The fact Benfica equalised almost immediately meant they now had an overly attacking line-up for a match at 1-1 with 25 minutes still to play – Gaitan was a very uncomfortable left-back. Jesus had few options to replace him, however, and the injury Garay suffered – with Jardel replacing him – meant Benfica used up all their substitutions anyway. Benitez, meanwhile, didn’t make a single change.

Benfica’s left-back zone was now the key area of the game, with Ramires’ energy coming into play very late.

He constantly made runs past the nervous Gaitan, both inside and outside of the Argentine. Matic and substitute Jardel were both continually forced to move across and clear the danger – Ramires’ umpteenth burst forward resulted in Jardel being dragged out of position to concede a corner, from which Ivanovic headed in.


Benfica outplayed Chelsea for long periods – the contrast in pressing at the start of the game ensured their dominated in terms of possession and territory, and they created more chances as a result. Jesus justifiably feels his strategy was highly effective over the course of the game, and the only thing lacking was finishing quality.

“For most of the 90 minutes Benfica were better – better organised, technically and tactically superior to a very strong Chelsea side,” he said. “We looked the side most likely to make it 1-0, then 2-1 – small details made the difference, especially in the penalty area.”

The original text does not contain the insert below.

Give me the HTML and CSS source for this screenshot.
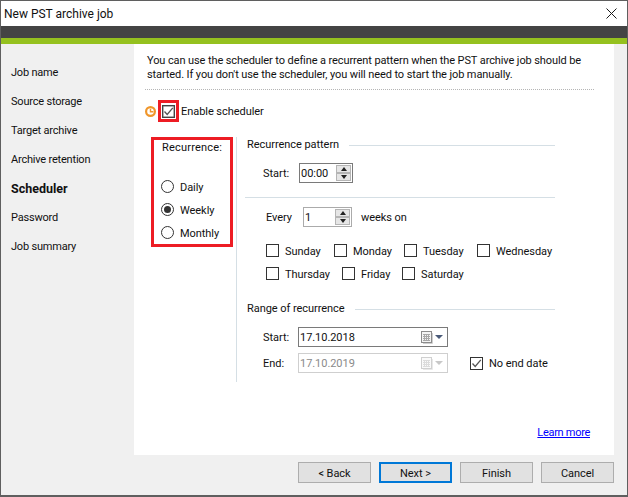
FILE: index.html
```html
<!DOCTYPE html>
<html lang="en">
<head>
<meta charset="utf-8">
<title>New PST archive job</title>
<link rel="stylesheet" href="styles.css">
</head>
<body>
<div class="window">
  <header class="titlebar">
    <span class="title">New PST archive job</span>
    <svg class="close" width="11" height="11" viewBox="0 0 11 11"><path d="M0.5 0.5L10.5 10.5M10.5 0.5L0.5 10.5" stroke="#1a1a1a" stroke-width="1" fill="none"/></svg>
  </header>
  <div class="band"></div>
  <div class="accent"></div>
  <div class="main">
    <nav class="sidebar">
      <div class="nav-item">Job name</div>
      <div class="nav-item">Source storage</div>
      <div class="nav-item">Target archive</div>
      <div class="nav-item">Archive retention</div>
      <div class="nav-item nav-active">Scheduler</div>
      <div class="nav-item">Password</div>
      <div class="nav-item">Job summary</div>
    </nav>
    <section class="content">
      <p class="intro">You can use the scheduler to define a recurrent pattern when the PST archive job should be<br>started. If you don't use the scheduler, you will need to start the job manually.</p>
      <div class="dotted"></div>
      <div class="enable-row">
        <svg class="clock" width="11" height="11" viewBox="0 0 11 11"><circle cx="5.5" cy="5.5" r="4.4" fill="none" stroke="#f0962a" stroke-width="2.2"/><path d="M5.5 2.8V5.7H8.4" fill="none" stroke="#f0962a" stroke-width="1.4"/></svg>
        <span class="red-check">
          <span class="check check-dark"><svg width="11" height="11" viewBox="0 0 11 11"><path d="M1.5 5.5L4.2 8.5L9.8 1.8" fill="none" stroke="#555" stroke-width="1.3"/></svg></span>
        </span>
        <span class="enable-label txt">Enable scheduler</span>
      </div>
      <div class="scheduler">
        <div class="recurrence">
          <div class="rec-title">Recurrence:</div>
          <div class="radio-row"><span class="radio"></span><span class="txt">Daily</span></div>
          <div class="radio-row"><span class="radio radio-on"></span><span class="txt">Weekly</span></div>
          <div class="radio-row"><span class="radio"></span><span class="txt">Monthly</span></div>
        </div>
        <div class="vline"></div>
        <div class="form">
          <div class="head"><span class="txt">Recurrence pattern</span><span class="head-line"></span></div>
          <div class="start-row">
            <span class="start-label txt">Start:</span>
            <span class="spin spin-time"><span class="spin-value txt">00:00</span><span class="spin-btns"><span class="spin-btn"><i class="tri-up"></i></span><span class="spin-btn"><i class="tri-down"></i></span></span></span>
          </div>
          <div class="rule"></div>
          <div class="every-row">
            <span class="every-label txt">Every</span>
            <span class="spin spin-num"><span class="spin-value txt">1</span><span class="spin-btns"><span class="spin-btn"><i class="tri-up"></i></span><span class="spin-btn"><i class="tri-down"></i></span></span></span>
            <span class="weeks txt">weeks on</span>
          </div>
          <div class="days days-first">
            <label class="day w68"><span class="check"></span><span class="txt">Sunday</span></label>
            <label class="day w70"><span class="check"></span><span class="txt">Monday</span></label>
            <label class="day w73"><span class="check"></span><span class="txt">Tuesday</span></label>
            <label class="day"><span class="check"></span><span class="txt">Wednesday</span></label>
          </div>
          <div class="days days-second">
            <label class="day w76"><span class="check"></span><span class="txt">Thursday</span></label>
            <label class="day w60"><span class="check"></span><span class="txt">Friday</span></label>
            <label class="day"><span class="check"></span><span class="txt">Saturday</span></label>
          </div>
          <div class="head head-range"><span class="txt">Range of recurrence</span><span class="head-line"></span></div>
          <div class="date-row date-first">
            <span class="date-label txt">Start:</span>
            <span class="date"><span class="date-text txt">17.10.2018</span>
              <svg class="cal" width="12" height="13" viewBox="0 0 12 13"><rect x="0.5" y="0.5" width="10" height="11" fill="#f4f4f4" stroke="#8c8c8c"/><path d="M2 3.5H9M2 5.5H9M2 7.5H9M2 9.5H9M3.5 3V10M5.5 3V10M7.5 3V10" stroke="#a8a8a8" stroke-width="1" fill="none"/><path d="M11.5 2V12.5H2" stroke="#cfcfcf" fill="none"/></svg>
              <i class="date-arrow"></i></span>
          </div>
          <div class="date-row date-second">
            <span class="date-label txt">End:</span>
            <span class="date date-off"><span class="date-text txt">17.10.2019</span>
              <svg class="cal" width="12" height="13" viewBox="0 0 12 13"><rect x="0.5" y="0.5" width="10" height="11" fill="#fafafa" stroke="#d0d0d0"/><path d="M2 3.5H9M2 5.5H9M2 7.5H9M2 9.5H9M3.5 3V10M5.5 3V10M7.5 3V10" stroke="#dcdcdc" stroke-width="1" fill="none"/><path d="M11.5 2V12.5H2" stroke="#e8e8e8" fill="none"/></svg>
              <i class="date-arrow"></i></span>
            <label class="no-end"><span class="check"><svg width="11" height="11" viewBox="0 0 11 11"><path d="M1.5 5.5L4.2 8.5L9.8 1.8" fill="none" stroke="#555" stroke-width="1.3"/></svg></span><span class="txt">No end date</span></label>
          </div>
        </div>
      </div>
      <a class="learn" href="#">Learn more</a>
    </section>
  </div>
  <footer class="footer">
    <button class="btn">&lt; Back</button>
    <button class="btn btn-default">Next &gt;</button>
    <button class="btn">Finish</button>
    <button class="btn">Cancel</button>
  </footer>
</div>
</body>
</html>
```
FILE: styles.css
```css
* { box-sizing: border-box; }
html, body { margin: 0; padding: 0; }
body { font: 11px/14px Roboto, "Noto Sans", sans-serif; letter-spacing: -0.05px; color: #111; background: #f0f0f0; }
.txt { padding-top: 2px; }
.window { width: 628px; height: 497px; border: 1px solid #5f5f5f; border-width: 1px 1px 2px 1px; display: flex; flex-direction: column; background: #f0f0f0; overflow: hidden; }
.titlebar { height: 25px; background: #fff; display: flex; align-items: center; justify-content: space-between; padding: 0 10px 0 3px; flex: none; }
.title { font-size: 12px; letter-spacing: 0; }
.close { display: block; }
.band { height: 12px; background: #444; flex: none; }
.accent { height: 6px; background: #95c11f; flex: none; }
.main { display: flex; height: 411px; flex: none; }
.sidebar { width: 133px; flex: none; padding: 22px 0 0 10px; letter-spacing: -0.2px; }
.nav-item { height: 29px; line-height: 14px; }
.nav-active { font-weight: 700; font-size: 12.5px; letter-spacing: 0; }
.content { width: 480px; background: #fff; flex: none; padding: 10px 0 0 0; display: flex; flex-direction: column; }
.intro { margin: 0 0 0 13px; line-height: 14px; white-space: nowrap; letter-spacing: -0.1px; }
.dotted { margin: 7px 20px 0 11px; height: 1px; border-top: 1px dotted #b5b5b5; }
.enable-row { display: flex; align-items: center; margin: 10px 0 0 11px; height: 22px; }
.clock { display: block; }
.red-check { width: 21px; height: 22px; border: 3px solid #ed1c24; margin-left: 2px; display: flex; align-items: center; justify-content: center; }
.enable-label { margin-left: 2px; }
.check { width: 13px; height: 13px; border: 1px solid #333; background: #fff; display: inline-flex; align-items: center; justify-content: center; flex: none; }
.check-dark { border-color: #444; box-shadow: inset 0 0 0 0.5px #666; }
.check svg { display: block; }
.scheduler { display: flex; margin: 15px 0 0 17px; }
.recurrence { width: 82px; height: 110px; border: 3px solid #ed1c24; flex: none; padding-left: 7px; }
.rec-title { margin: 0 0 20px 1px; padding-top: 1px; letter-spacing: 0.2px; }
.radio-row { display: flex; align-items: center; gap: 6px; height: 23px; white-space: nowrap; }
.radio { width: 13px; height: 13px; border: 1px solid #333; border-radius: 50%; background: #fff; display: block; flex: none; position: relative; }
.radio-on::after { content: ""; position: absolute; left: 2px; top: 2px; width: 7px; height: 7px; border-radius: 50%; background: #333; }
.vline { width: 1px; height: 245px; background: #d5dfe5; margin-left: 3px; flex: none; }
.form { margin-left: 10px; width: 308px; flex: none; }
.head { display: flex; align-items: center; height: 14px; }
.head-line { flex: 1; height: 1px; background: #d5dfe5; margin: 2px 0 0 10px; }
.start-row { display: flex; align-items: center; margin: 12px 0 0 16px; height: 20px; }
.start-label { width: 36px; flex: none; }
.spin { display: inline-flex; height: 20px; border: 1px solid #7a7a7a; background: #fff; align-items: center; justify-content: space-between; padding: 0 1px 0 1px; flex: none; }
.spin-time { width: 54px; }
.spin-num { width: 49px; border-color: #ababab; }
.spin-btns { display: flex; flex-direction: column; gap: 0; }
.spin-btn { width: 15px; height: 8px; background: #e6e6e6; border: 1px solid #b5b5b5; display: flex; align-items: center; justify-content: center; }
.tri-up { width: 0; height: 0; border: 3.5px solid transparent; border-top: 0; border-bottom: 4px solid #222; }
.tri-down { width: 0; height: 0; border: 3.5px solid transparent; border-bottom: 0; border-top: 4px solid #222; }
.rule { height: 1px; background: #d5dfe5; margin: 14px 0 0 -2px; }
.every-row { display: flex; align-items: center; margin: 9px 0 0 19px; height: 20px; }
.every-label { width: 37px; flex: none; }
.weeks { margin-left: 9px; }
.days { display: flex; margin-left: 19px; height: 13px; }
.days-first { margin-top: 17px; }
.days-second { margin-top: 10px; }
.day { display: flex; align-items: center; gap: 6px; flex: none; }
.w68 { width: 68px; }
.w70 { width: 70px; }
.w73 { width: 73px; }
.w76 { width: 76px; }
.w60 { width: 60px; }
.head-range { margin-top: 21px; }
.date-row { display: flex; align-items: center; margin-left: 16px; height: 20px; }
.date-first { margin-top: 12px; }
.date-second { margin-top: 6px; }
.date-label { width: 35px; flex: none; }
.date { width: 150px; height: 20px; border: 1px solid #7a7a7a; display: flex; align-items: center; padding: 0 4px 0 1px; background: #fff; flex: none; }
.date-text { flex: 1; }
.cal { display: block; margin-right: 1px; }
.date-arrow { width: 0; height: 0; border: 4px solid transparent; border-bottom: 0; border-top: 4px solid #4a5a78; margin-left: 1px; }
.date-off { border-color: #cfcfcf; color: #8a8a8a; }
.date-off .date-arrow { border-top-color: #c8c8c8; }
.no-end { display: flex; align-items: center; gap: 6px; margin-left: 22px; white-space: nowrap; }
.learn { color: #0000ff; text-decoration: underline; align-self: flex-end; margin: auto 24px 15px 0; letter-spacing: -0.3px; }
.footer { flex: 1; display: flex; justify-content: flex-end; gap: 8px; padding: 7px 13px 0 0; }
.btn { width: 73px; height: 21px; background: #e1e1e1; border: 1px solid #adadad; font: inherit; letter-spacing: inherit; color: #111; padding: 2px 0 0; }
.btn-default { border: 2px solid #0078d7; }
```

But Chelsea improved in the second half, responding to being outpressed early on. They pressed higher themselves, but also played past the Benfica pressure – Cech’s throw to Mata, Chelsea’s key player, summed that up.

Jesus’ determination to make an attacking shift became crucial – Benfica had more dangerous players with the ball, but playmaker Gaitan’s presence at left-back played into the hands of Chelsea, and Ramires in particular.

Overall, the tactical battle shaped the game, rather than decided it.